_What is required_
Work out how many lines contain "React". Reply with the count alone.

_Data segment_
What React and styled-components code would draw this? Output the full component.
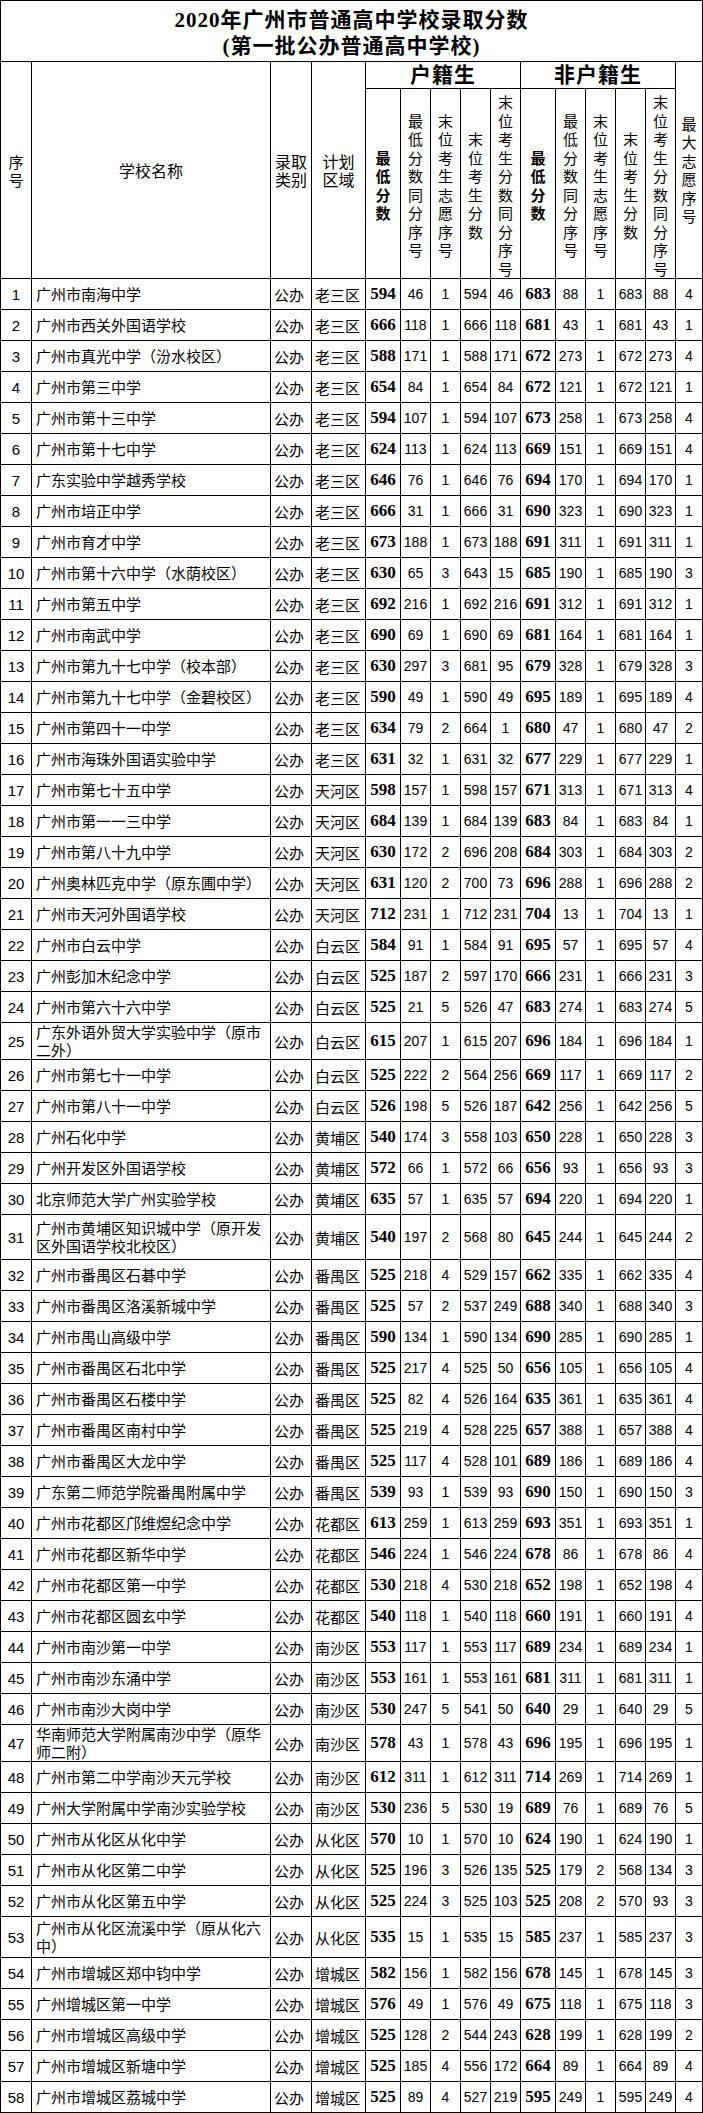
import React from 'react';
import styled, { createGlobalStyle } from 'styled-components';

const GlobalStyle = createGlobalStyle`
  html, body { margin: 0; padding: 0; background: #fff; }
  body { font-family: "Noto Sans CJK SC", sans-serif; color: #000; }
  *, *::before, *::after { box-sizing: border-box; }
`;

const COLS = '31px 239px 41px 54px 35px 30px 30px 30px 30px 35px 30px 30px 30px 30px 27px';

const Sheet = styled.div`
  width: 703px;
  border-top: 1px solid #000;
  border-left: 1px solid #000;
  display: flex;
  flex-direction: column;
`;

const TitleBar = styled.div`
  height: 61px;
  border-right: 1px solid #000;
  border-bottom: 1px solid #000;
  display: flex;
  flex-direction: column;
  align-items: center;
  justify-content: center;
  padding-top: 3px;
  font-family: "Liberation Serif", "Noto Sans CJK SC", serif;
  font-weight: 700;
  font-size: 21px;
  letter-spacing: 1px;
  line-height: 26px;
`;

const HeaderGrid = styled.div`
  display: grid;
  grid-template-columns: ${COLS};
  grid-template-rows: 27px 190px;
`;

const Cell = styled.div`
  border-right: 1px solid #000;
  border-bottom: 1px solid #000;
  display: flex;
  align-items: center;
  justify-content: center;
  min-width: 0;
`;

const HeadCell = styled(Cell)`
  grid-column: ${(p) => p.$col};
  grid-row: ${(p) => p.$row};
  font-size: 16px;
  line-height: 18.5px;
  text-align: center;
`;

const GroupTitle = styled(HeadCell)`
  font-family: "Liberation Serif", "Noto Sans CJK SC", serif;
  font-weight: 700;
  font-size: 21px;
  letter-spacing: 1px;
  line-height: 26px;
`;

const VText = styled.div`
  width: 1em;
  font-size: 15px;
  line-height: 18.5px;
  font-weight: ${(p) => (p.$bold ? 700 : 400)};
  text-align: center;
  word-break: break-all;
  margin-top: ${(p) => p.$shift || 0}px;
`;

const TwoLine = styled.div`
  width: 2em;
  font-size: 16px;
  line-height: 18.5px;
  word-break: break-all;
`;

const DataRow = styled.div`
  display: grid;
  grid-template-columns: ${COLS};
  height: ${(p) => p.$h}px;
`;

const SeqCell = styled(Cell)`
  font-family: "Liberation Sans", sans-serif;
  font-size: 15px;
`;

const NameCell = styled(Cell)`
  justify-content: flex-start;
  padding: 0 2px 0 4px;
  font-size: 15px;
  line-height: 18px;
`;

const TextCell = styled(Cell)`
  justify-content: flex-start;
  padding-left: 3px;
  font-size: 15px;
  white-space: nowrap;
`;

const NumCell = styled(Cell)`
  font-family: ${(p) => (p.$bold ? '"Liberation Serif", serif' : '"Liberation Sans", sans-serif')};
  font-weight: ${(p) => (p.$bold ? 700 : 400)};
  font-size: ${(p) => (p.$bold ? 17 : 14)}px;
  white-space: nowrap;
`;

const RAW = `广州市南海中学|老三区|594 46 1 594 46 683 88 1 683 88 4
广州市西关外国语学校|老三区|666 118 1 666 118 681 43 1 681 43 1
广州市真光中学（汾水校区）|老三区|588 171 1 588 171 672 273 1 672 273 4
广州市第三中学|老三区|654 84 1 654 84 672 121 1 672 121 1
广州市第十三中学|老三区|594 107 1 594 107 673 258 1 673 258 4
广州市第十七中学|老三区|624 113 1 624 113 669 151 1 669 151 4
广东实验中学越秀学校|老三区|646 76 1 646 76 694 170 1 694 170 1
广州市培正中学|老三区|666 31 1 666 31 690 323 1 690 323 1
广州市育才中学|老三区|673 188 1 673 188 691 311 1 691 311 1
广州市第十六中学（水荫校区）|老三区|630 65 3 643 15 685 190 1 685 190 3
广州市第五中学|老三区|692 216 1 692 216 691 312 1 691 312 1
广州市南武中学|老三区|690 69 1 690 69 681 164 1 681 164 1
广州市第九十七中学（校本部）|老三区|630 297 3 681 95 679 328 1 679 328 3
广州市第九十七中学（金碧校区）|老三区|590 49 1 590 49 695 189 1 695 189 4
广州市第四十一中学|老三区|634 79 2 664 1 680 47 1 680 47 2
广州市海珠外国语实验中学|老三区|631 32 1 631 32 677 229 1 677 229 1
广州市第七十五中学|天河区|598 157 1 598 157 671 313 1 671 313 4
广州市第一一三中学|天河区|684 139 1 684 139 683 84 1 683 84 1
广州市第八十九中学|天河区|630 172 2 696 208 684 303 1 684 303 2
广州奥林匹克中学（原东圃中学）|天河区|631 120 2 700 73 696 288 1 696 288 2
广州市天河外国语学校|天河区|712 231 1 712 231 704 13 1 704 13 1
广州市白云中学|白云区|584 91 1 584 91 695 57 1 695 57 4
广州彭加木纪念中学|白云区|525 187 2 597 170 666 231 1 666 231 3
广州市第六十六中学|白云区|525 21 5 526 47 683 274 1 683 274 5
广东外语外贸大学实验中学（原市二外）|白云区|615 207 1 615 207 696 184 1 696 184 1
广州市第七十一中学|白云区|525 222 2 564 256 669 117 1 669 117 2
广州市第八十一中学|白云区|526 198 5 526 187 642 256 1 642 256 5
广州石化中学|黄埔区|540 174 3 558 103 650 228 1 650 228 3
广州开发区外国语学校|黄埔区|572 66 1 572 66 656 93 1 656 93 3
北京师范大学广州实验学校|黄埔区|635 57 1 635 57 694 220 1 694 220 1
广州市黄埔区知识城中学（原开发区外国语学校北校区）|黄埔区|540 197 2 568 80 645 244 1 645 244 2
广州市番禺区石碁中学|番禺区|525 218 4 529 157 662 335 1 662 335 4
广州市番禺区洛溪新城中学|番禺区|525 57 2 537 249 688 340 1 688 340 3
广州市禺山高级中学|番禺区|590 134 1 590 134 690 285 1 690 285 1
广州市番禺区石北中学|番禺区|525 217 4 525 50 656 105 1 656 105 4
广州市番禺区石楼中学|番禺区|525 82 4 526 164 635 361 1 635 361 4
广州市番禺区南村中学|番禺区|525 219 4 528 225 657 388 1 657 388 4
广州市番禺区大龙中学|番禺区|525 117 4 528 101 689 186 1 689 186 4
广东第二师范学院番禺附属中学|番禺区|539 93 1 539 93 690 150 1 690 150 3
广州市花都区邝维煜纪念中学|花都区|613 259 1 613 259 693 351 1 693 351 1
广州市花都区新华中学|花都区|546 224 1 546 224 678 86 1 678 86 4
广州市花都区第一中学|花都区|530 218 4 530 218 652 198 1 652 198 4
广州市花都区圆玄中学|花都区|540 118 1 540 118 660 191 1 660 191 4
广州市南沙第一中学|南沙区|553 117 1 553 117 689 234 1 689 234 1
广州市南沙东涌中学|南沙区|553 161 1 553 161 681 311 1 681 311 1
广州市南沙大岗中学|南沙区|530 247 5 541 50 640 29 1 640 29 5
华南师范大学附属南沙中学（原华师二附）|南沙区|578 43 1 578 43 696 195 1 696 195 1
广州市第二中学南沙天元学校|南沙区|612 311 1 612 311 714 269 1 714 269 1
广州大学附属中学南沙实验学校|南沙区|530 236 5 530 19 689 76 1 689 76 5
广州市从化区从化中学|从化区|570 10 1 570 10 624 190 1 624 190 1
广州市从化区第二中学|从化区|525 196 3 526 135 525 179 2 568 134 3
广州市从化区第五中学|从化区|525 224 3 525 103 525 208 2 570 93 3
广州市从化区流溪中学（原从化六中）|从化区|535 15 1 535 15 585 237 1 585 237 3
广州市增城区郑中钧中学|增城区|582 156 1 582 156 678 145 1 678 145 3
广州增城区第一中学|增城区|576 49 1 576 49 675 118 1 675 118 3
广州市增城区高级中学|增城区|525 128 2 544 243 628 199 1 628 199 2
广州市增城区新塘中学|增城区|525 185 4 556 172 664 89 1 664 89 4
广州市增城区荔城中学|增城区|525 89 4 527 219 595 249 1 595 249 4`;

const ROW_HEIGHTS = { 25: 37, 31: 45, 47: 37, 53: 41 };

const rows = RAW.split('\n').map((line, i) => {
  const [name, area, nums] = line.split('|');
  return { seq: i + 1, name, area, nums: nums.split(' ') };
});

const SUB_HEADERS = [
  { text: '最低分数', bold: true },
  { text: '最低分数同分序号' },
  { text: '末位考生志愿序号' },
  { text: '末位考生分数' },
  { text: '末位考生分数同分序号' },
];

export default function App() {
  return (
    <>
      <GlobalStyle />
      <Sheet>
        <TitleBar>
          <div>2020年广州市普通高中学校录取分数</div>
          <div>(第一批公办普通高中学校)</div>
        </TitleBar>
        <HeaderGrid>
          <HeadCell $col="1" $row="1 / 3"><VText $shift={2}>序号</VText></HeadCell>
          <HeadCell $col="2" $row="1 / 3">学校名称</HeadCell>
          <HeadCell $col="3" $row="1 / 3"><TwoLine>录取类别</TwoLine></HeadCell>
          <HeadCell $col="4" $row="1 / 3"><TwoLine>计划区域</TwoLine></HeadCell>
          <GroupTitle $col="5 / 10" $row="1">户籍生</GroupTitle>
          <GroupTitle $col="10 / 15" $row="1">非户籍生</GroupTitle>
          <HeadCell $col="15" $row="1 / 3"><VText>最大志愿序号</VText></HeadCell>
          {[0, 1].map((g) =>
            SUB_HEADERS.map((h, j) => (
              <HeadCell key={`${g}-${j}`} $col={`${5 + g * 5 + j}`} $row="2">
                <VText $bold={h.bold} $shift={4}>{h.text}</VText>
              </HeadCell>
            ))
          )}
        </HeaderGrid>
        {rows.map((r) => (
          <DataRow key={r.seq} $h={ROW_HEIGHTS[r.seq] || 31}>
            <SeqCell>{r.seq}</SeqCell>
            <NameCell>{r.name}</NameCell>
            <TextCell>公办</TextCell>
            <TextCell>{r.area}</TextCell>
            {r.nums.map((n, k) => (
              <NumCell key={k} $bold={k === 0 || k === 5}>{n}</NumCell>
            ))}
          </DataRow>
        ))}
      </Sheet>
    </>
  );
}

_Output below_
2